Sociedade

Criminalidade dá de goleada no PIB.
Que desenvolvimentismo é esse?

DANIEL LIMA - 16/12/2010

Os gastos com segurança pública correm em velocidade de trem-bala enquanto o PIB (Produto Interno Bruto), soma de bens e serviços do País, caminha em ritmo de cágado. Está na cara que estamos alimentando um monstro, como revelou, aliás, recente pesquisa do Ipea, órgão do governo federal. Em 2009 o PIB brasileiro caiu 0,6%, enquanto os gastos da União, dos Estados e dos municípios com segurança pública apresentaram crescimento de 15% sobre o ano anterior. Foram despejados R$ 47,6 bilhões no setor.


As informações são do Fórum Brasileiro de Segurança Pública, com base em dados oficiais. As informações criminais, é bom que se diga, porque o entrelaçamento analítico é deste jornalista. A imprensa de maneira geral — e os dados do Fórum foram divulgados pelo jornalismo impresso, eletrônico e digital — passa batida nesse tipo de comparação.
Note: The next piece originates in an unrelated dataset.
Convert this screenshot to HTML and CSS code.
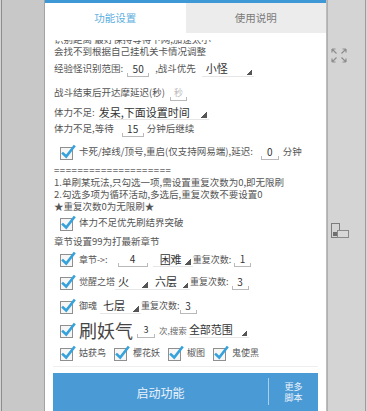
FILE: index.html
```html
<!DOCTYPE html>
<html lang="zh">
<head>
<meta charset="utf-8">
<title>功能设置</title>
<link rel="stylesheet" href="styles.css">
</head>
<body>
<div class="screen">
  <div class="side-left"></div>
  <div class="dialog">
    <div class="strip"></div>
    <div class="tabs">
      <div class="tab active">功能设置</div>
      <div class="tab">使用说明</div>
    </div>
    <div class="scroll">
      <div class="content">
        <div class="row h13">识别距离 最好保持等待下网,加速太小</div>
        <div class="row h12">会找不到根据自己挂机关卡情况调整</div>
        <div class="row h22">
          <span>经验怪识别范围:</span>
          <span class="field w22 ml4">50</span>
          <span class="ml6">,战斗优先</span>
          <span class="spin w52 ml6 pl4">小怪</span>
        </div>
        <div class="row h26">
          <span>战斗结束后开达摩延迟(秒)</span>
          <span class="field hint w17 ml5">秒</span>
        </div>
        <div class="row h13">
          <span>体力不足:</span>
          <span class="spin w110 ml4">发呆,下面设置时间</span>
        </div>
        <div class="row h20">
          <span>体力不足,等待</span>
          <span class="field w22 ml8">15</span>
          <span class="ml3">分钟后继续</span>
        </div>
        <div class="row cbrow h26">
          <svg class="cb" viewBox="0 0 17 16"><rect x="0.5" y="3.5" width="12" height="12" fill="#f6f6f6" stroke="#8f8f8f"/><path d="M3 9.5 L6.2 12.5 L14 2.5" fill="none" stroke="#35a2dc" stroke-width="2.6" stroke-linecap="square"/></svg>
          <span class="lbl">卡死/掉线/顶号,重启(仅支持网易端),延迟:</span>
          <span class="field w18 ml8">0</span>
          <span class="ml4">分钟</span>
        </div>
        <div class="row h11 eq">====================</div>
        <div class="row h13">1.单刷某玩法,只勾选一项,需设置重复次数为0,即无限刷</div>
        <div class="row h12">2.勾选多项为循环活动,多选后,重复次数不要设置0</div>
        <div class="row h11">★重复次数0为无限刷★</div>
        <div class="row cbrow h22">
          <svg class="cb" viewBox="0 0 17 16"><rect x="0.5" y="3.5" width="12" height="12" fill="#f6f6f6" stroke="#8f8f8f"/><path d="M3 9.5 L6.2 12.5 L14 2.5" fill="none" stroke="#35a2dc" stroke-width="2.6" stroke-linecap="square"/></svg>
          <span class="lbl">体力不足优先刷结界突破</span>
        </div>
        <div class="row h15">章节设置99为打最新章节</div>
        <div class="row cbrow h21">
          <svg class="cb" viewBox="0 0 17 16"><rect x="0.5" y="3.5" width="12" height="12" fill="#f6f6f6" stroke="#8f8f8f"/><path d="M3 9.5 L6.2 12.5 L14 2.5" fill="none" stroke="#35a2dc" stroke-width="2.6" stroke-linecap="square"/></svg>
          <span class="lbl sm">章节-&gt;:</span>
          <span class="field w30 ml10">4</span>
          <span class="spin w40 ml5 pl7">困难</span>
          <span class="sm">重复次数:</span>
          <span class="field w17 ml3">1</span>
        </div>
        <div class="row cbrow h24">
          <svg class="cb" viewBox="0 0 17 16"><rect x="0.5" y="3.5" width="12" height="12" fill="#f6f6f6" stroke="#8f8f8f"/><path d="M3 9.5 L6.2 12.5 L14 2.5" fill="none" stroke="#35a2dc" stroke-width="2.6" stroke-linecap="square"/></svg>
          <span class="lbl sm">觉醒之塔</span>
          <span class="spin w35 pl3">火</span>
          <span class="spin w40 pl5">六层</span>
          <span class="sm">重复次数:</span>
          <span class="field w17 ml3">3</span>
        </div>
        <div class="row cbrow h24">
          <svg class="cb" viewBox="0 0 17 16"><rect x="0.5" y="3.5" width="12" height="12" fill="#f6f6f6" stroke="#8f8f8f"/><path d="M3 9.5 L6.2 12.5 L14 2.5" fill="none" stroke="#35a2dc" stroke-width="2.6" stroke-linecap="square"/></svg>
          <span class="lbl sm">御魂</span>
          <span class="spin w41 ml3 pl3">七层</span>
          <span class="sm">重复次数:</span>
          <span class="field w17">3</span>
        </div>
        <div class="row cbrow h24">
          <svg class="cb" viewBox="0 0 17 16"><rect x="0.5" y="3.5" width="12" height="12" fill="#f6f6f6" stroke="#8f8f8f"/><path d="M3 9.5 L6.2 12.5 L14 2.5" fill="none" stroke="#35a2dc" stroke-width="2.6" stroke-linecap="square"/></svg>
          <span class="lbl huge">刷妖气</span>
          <span class="field w18 ml4 tiny">3</span>
          <span class="ml4 tiny">次,搜索</span>
          <span class="spin w60 ml2">全部范围</span>
        </div>
        <div class="row cbrow h22 quad">
          <span class="item"><svg class="cb" viewBox="0 0 17 16"><rect x="0.5" y="3.5" width="12" height="12" fill="#f6f6f6" stroke="#8f8f8f"/><path d="M3 9.5 L6.2 12.5 L14 2.5" fill="none" stroke="#35a2dc" stroke-width="2.6" stroke-linecap="square"/></svg><span class="lbl sm">姑获鸟</span></span>
          <span class="item"><svg class="cb" viewBox="0 0 17 16"><rect x="0.5" y="3.5" width="12" height="12" fill="#f6f6f6" stroke="#8f8f8f"/><path d="M3 9.5 L6.2 12.5 L14 2.5" fill="none" stroke="#35a2dc" stroke-width="2.6" stroke-linecap="square"/></svg><span class="lbl sm">樱花妖</span></span>
          <span class="item"><svg class="cb" viewBox="0 0 17 16"><rect x="0.5" y="3.5" width="12" height="12" fill="#f6f6f6" stroke="#8f8f8f"/><path d="M3 9.5 L6.2 12.5 L14 2.5" fill="none" stroke="#35a2dc" stroke-width="2.6" stroke-linecap="square"/></svg><span class="lbl sm">椒图</span></span>
          <span class="item"><svg class="cb" viewBox="0 0 17 16"><rect x="0.5" y="3.5" width="12" height="12" fill="#f6f6f6" stroke="#8f8f8f"/><path d="M3 9.5 L6.2 12.5 L14 2.5" fill="none" stroke="#35a2dc" stroke-width="2.6" stroke-linecap="square"/></svg><span class="lbl sm">鬼使黑</span></span>
        </div>
      </div>
    </div>
    <div class="footer">
      <div class="btn">
        <div class="btn-main">启动功能</div>
        <div class="btn-div"></div>
        <div class="btn-more"><span>更多</span><span>脚本</span></div>
      </div>
    </div>
  </div>
  <div class="side-right">
    <svg class="ico-expand" viewBox="0 0 16 15">
      <g fill="none" stroke="#8d8d8d" stroke-width="1.2">
        <path d="M1 1 L5.5 5.5 M1 1 H4.5 M1 1 V4.5"/>
        <path d="M15 1 L10.5 5.5 M15 1 H11.5 M15 1 V4.5"/>
        <path d="M1 14 L5.5 9.5 M1 14 H4.5 M1 14 V10.5"/>
        <path d="M15 14 L10.5 9.5 M15 14 H11.5 M15 14 V10.5"/>
      </g>
    </svg>
    <svg class="ico-screens" viewBox="0 0 18 15">
      <rect x="0.5" y="0.5" width="8" height="14" fill="#d4d4d4" stroke="#7c7c7c"/>
      <rect x="2" y="9" width="5" height="4" fill="#6f6f6f"/>
      <rect x="6.5" y="7.5" width="11" height="7" fill="#d8d8d8" stroke="#8a8a8a"/>
    </svg>
  </div>
</div>
</body>
</html>
```

FILE: styles.css
```css
* { box-sizing: border-box; }
html, body { margin: 0; padding: 0; }
body {
  width: 367px;
  height: 411px;
  overflow: hidden;
  background: #c9c9c9;
  font-family: "Noto Sans CJK SC", "Noto Sans", sans-serif;
  color: #555555;
}
.screen { display: flex; height: 411px; }
.side-left {
  width: 45px;
  background: #c8c8c8;
  box-shadow: inset 1px 0 #d2d2d2, inset 2px 0 #8e8e8e, inset -1px 0 #a3a3a3;
}
.dialog {
  width: 281px;
  background: #fff;
  display: flex;
  flex-direction: column;
}
.strip { height: 3px; background: #3d98d5; }
.tabs { display: flex; height: 30px; }
.tab {
  flex: 1;
  display: flex;
  align-items: center;
  justify-content: center;
  font-size: 10.5px;
  background: #ececec;
  color: #7a7a7a;
}
.tab.active { background: #fff; color: #5aaee0; }

.scroll { margin-top: 7px; height: 326px; overflow: hidden; }
.content { margin-top: -7px; }

.row {
  display: flex;
  align-items: center;
  padding-left: 9px;
  font-size: 9.5px;
  line-height: 1;
  white-space: nowrap;
}
.cbrow { padding-left: 15px; }
.h11 { height: 11px; }
.h12 { height: 12px; }
.h13 { height: 13px; }
.h15 { height: 15px; }
.h20 { height: 20px; }
.h21 { height: 21px; }
.h22 { height: 22px; }
.h24 { height: 24px; }
.h26 { height: 26px; }

.ml2 { margin-left: 2px; }
.ml3 { margin-left: 3px; }
.ml4 { margin-left: 4px; }
.ml5 { margin-left: 5px; }
.ml6 { margin-left: 6px; }
.ml8 { margin-left: 8px; }
.ml10 { margin-left: 10px; }
.pl3 { padding-left: 3px; }
.pl4 { padding-left: 4px; }
.pl5 { padding-left: 5px; }
.pl7 { padding-left: 7px; }
.w17 { width: 17px; }
.w18 { width: 18px; }
.w22 { width: 22px; }
.w30 { width: 30px; }
.w35 { width: 35px; }
.w40 { width: 40px; }
.w41 { width: 41px; }
.w52 { width: 52px; }
.w60 { width: 60px; }
.w110 { width: 110px; }

.eq { letter-spacing: 0.6px; color: #666; }

.cb { width: 17px; height: 16px; flex: none; }
.lbl { margin-left: 2px; }
.sm { font-size: 9px; }
.tiny { font-size: 8.5px; color: #666; }
.huge { font-size: 18px; color: #444; }

.field {
  display: flex;
  align-items: center;
  justify-content: center;
  height: 16px;
  font-size: 10px;
  color: #333;
  background:
    linear-gradient(#b9b9b9, #b9b9b9) left bottom / 100% 1px no-repeat,
    linear-gradient(#b9b9b9, #b9b9b9) left bottom / 1px 4px no-repeat,
    linear-gradient(#b9b9b9, #b9b9b9) right bottom / 1px 4px no-repeat;
}
.field.tiny { font-size: 9px; }
.hint { color: #bdbdbd; font-size: 9px; }

.spin {
  display: flex;
  align-items: center;
  height: 16px;
  font-size: 11px;
  color: #333;
  background:
    linear-gradient(to bottom right, transparent 50%, #555 50%) right 2px bottom 2px / 6px 6px no-repeat,
    linear-gradient(#e6e6e6, #e6e6e6) left bottom / 100% 1px no-repeat;
}

.quad { gap: 8px; }
.item { display: flex; align-items: center; }

.footer {
  margin: 2px 8px 0;
  border-top: 1px solid #eeeeee;
  padding-top: 6px;
}
.btn { display: flex; height: 38px; background: #4a9ad5; color: #eaf3fb; }
.btn-main {
  flex: 1;
  display: flex;
  align-items: center;
  justify-content: center;
  font-size: 12px;
}
.btn-div { width: 1px; background: #a9cfec; margin: 5px 0 6px; }
.btn-more {
  width: 49px;
  display: flex;
  flex-direction: column;
  align-items: center;
  justify-content: center;
  gap: 1px;
  font-size: 9px;
  line-height: 10px;
  text-align: center;
}

.side-right {
  width: 41px;
  background: #d4d4d4;
  box-shadow: inset 1px 0 #bdbdbd, inset 2px 0 #b0b0b0, inset -1px 0 #d8d8d8, inset -2px 0 #9c9c9c;
  display: flex;
  flex-direction: column;
  padding: 48px 0 0 5px;
}
.ico-expand { width: 16px; height: 15px; }
.ico-screens { width: 18px; height: 15px; margin-top: 160px; }
```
Dá muito trabalho sair do lugar-comum de informações rasas.


Quem disser que não há nada de equivocado num País cujo PIB de segurança pública cresce muito, mas muito mais que o PIB propriamente dito, precisa se reciclar. Está na cara que recursos orçamentários da União, dos Estados e dos municípios estão sendo deslocados ao combate à criminalidade. Como o PIB não cresce na mesma raia, o dinheiro está saindo de outras rubricas. Como Educação e Saúde têm recursos carimbados, sobram para outras áreas. Principalmente na quebra de investimentos em infraestrutura social e material, que repercute em exclusão ou apropriação muito aquém de indicadores de qualidade de vida.


Duvido que, diante dessas novas informações, exista neste País algo que garanta maior rentabilidade que o negócio das quentinhas, ou das marmitas, para o sistema presidiário. Fortunas são amealhadas porque a demanda é seguramente garantida. Um País que cresce erraticamente como o Brasil ao longo de décadas, com avanços e recuos persistentes, num ritual interrompido discretamente durante a maior parcela do governo Lula da Silva, é um País fadado à gangrena social.


Uma gangrena social disfarçada pela mobilidade de classe de pobres à classe média emergente por conta de facilidades de financiamento de bens, medidor materialista demais do pulso socioeconômico da população, com riscos inerentes de possíveis bolhas e solavancos macroeconômicos. Basta verificar a febre rediviva de anúncios de lançamentos imobiliários.


Uma gangrena que também atinge diretamente a classe média tradicional, de salários cada vez mais achatados e mobilizada a colocar mais membros familiares na ativa para compensar perdas individuais. Mas essa é uma pauta indigesta mesmo para a mídia que não suporta Lula da Silva. Valem mais os interesses mercadológicos.


Segundo o relatório do Fórum Brasileiro de Segurança Pública, um dos problemas que agravam a superlotação das cadeias é o aumento de presos provisórios (ainda não julgados). Se for considerada a evolução do número de pessoas nessa condição desde 2004, o crescimento foi de 87%, “um reflexo da dificuldade que o Judiciário tem de dar resposta ao aumento de detenções”. Resumo da ópera: prende-se adoidadamente no País, o que provoca gargalo no sistema prisional. Tanto que apesar de o número de vagas nos presídios ter crescido 9% de 2008 para 2009 (já imaginaram se esse indicador fosse de novos empregos de remunerações elevadas?) o universo de presos que esperam julgamentos passou de 34% da população carcerária em 2008 para 37% no ano passado.


O lamentável é que todo o conjunto de gastos com segurança pública, na maioria dos casos esparadrapos sociais que se retroalimentam a cada temporada, é contabilizado para efeitos de produção de riqueza em forma de Produto Interno Bruto. Isso mesmo.


Assim como acidentes de trânsito, obras de reparos de enchentes e o que mais resultarem de calamidades, tropeços, descuidos e malversação de recursos públicos e privados tudo é canalizado em forma de PIB. Não é à toa que há movimento internacional de especialistas para liquidar com essa farsa numérica. Mais que isso: para instaurar uma nova ordem de conceituação de PIB que sufoque as contradições do convencionalismo histórico dessa medida de poderio econômico e social.